Часа через два подошел к Уперте. За рекой мой родной Киреевский район. Но туда надо еще попасть. Ищу брод. А зной становится даже не злым, — беспощадным. Знаю, что брод есть, но где? Под ногами — болотце, сверху жжет. Нет силы поднять голову. Плетусь понуро, время от времени с надеждой бросая взгляд на манящие речные струи. Где же ты, брод? После часа отчаянных поисков, когда уже я отчаялся перейти этот Рубикон, кусты расступились, и я вышел на каменистый берег. Переношу рюкзак на другую сторону, раздеваюсь догола и бросаюсь в прохладу реки. Неизъяснимое блаженство! Раскинуты руки и ноги. Животом почти касаюсь дна. Не сопротивляюсь, только побольше набираю воздуха. Течение несет меня сквозь валуны, плывущие листья ивы, блики, радужные соцветия. Вот уже дно все дальше, вода все холоднее. Полет. Невесомость. Пытаюсь встать на ноги и доплыть до первоначального места. Яростно гребу руками, а река относит меня дальше и дальше. Приходится идти. Струи ударяют в грудь, живот. Кажется, будто река шумит мне: плывем, плывем, не сопротивляйся, глупый. Дохожу до места и все повторяю с начала. Полет, невесомость, бездна, мрак. Опять солнце, опять мрак. Стрекозы, небо, солнце. Боже, как прекрасен мир! Да здравствует зной, — как бы я узнал, что так прекрасна прохлада реки. Да здравствует путь — утомительный и трудный — разве бы я почувствовал, какое это наслаждение — просто лежать, без мыслей, без желаний. Да здравствуют странствия, — мог бы я узнать, какое это счастье, возвращаться в родной дом. Завтра я приду в город, где родился. Пройдусь по его тихим улочкам, улыбнусь каждому дереву, поздороваюсь с каждым домом — они меня помнят и любят, как помню и люблю их я. Затем уйду за город, в ближайшее село, где стоит домик у озера, где я прожил свои лучшие десять лет и где живут сейчас мои отец и мать…
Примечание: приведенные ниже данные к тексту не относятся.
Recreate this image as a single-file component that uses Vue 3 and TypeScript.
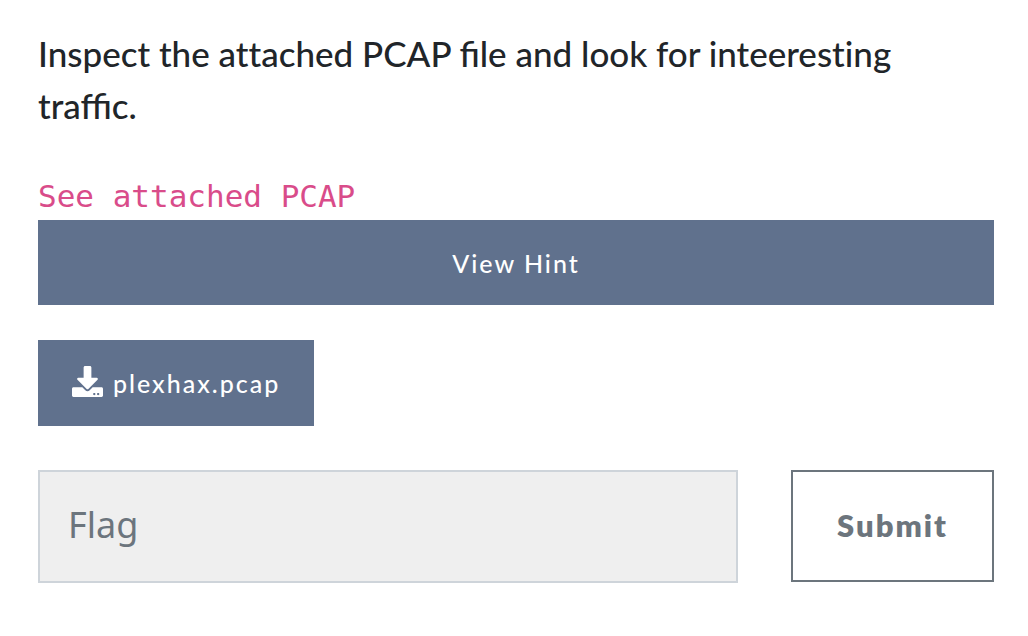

А почему завтра? По крайней мере, до Киреевска я могу добраться сегодня. Набегает тогда верст около сорока. Ну и что? Дойду! И столько силы я чувствовал в себе, что был в этом уверен: родная земля, она ведь силы дает. Сразу от реки — двухкилометровый подъем до деревни Уткино. Его я одолел одним махом. Крутицы, Луневка, Майское… Когда-то я работал в районной газете, и судьба частенько заносила меня в эти края. Вряд ли кто помнит. Но странно. Один кивнул головой, второй. А третий: "Что-то давно статей ваших не видно". "Да уже с пять лет, как я уехал из Киреевска". "А будто вчера с Сан Санычем Асановым к нам приезжали. Как он, здоров?". "Надеюсь, что да". Но я спешу, спешу. Незаметно село солнце. В деревнях опустели улицы. До Киреевска десять километров, время без четверти полночь. Ноги уже идут как-то сами, автоматически. Все. Больше ни шагу сделать не могу. Отчаянье. Прошу у Него: "Господи, я, глупый, обещал всю дорогу идти только пешком. Теперь я понял: нельзя ничего обещать, даже себе. Не будет ничего страшного, если я хоть немного проеду? Сделай так, Господи, чтобы я сегодня ночевал в родном доме, а не умер на дороге"… А клапан мой искусственный все сильнее бьет по грудной клетке… Ночь. Тишина. Поднимаюсь. Не сидеть же на голой земле. Надо идти дальше, хоть ползком. Откуда в такую пору здесь транспорт? Вдруг яркий свет прорезал бездонную темень. Незамеченная мною, остановившаяся легковая машина.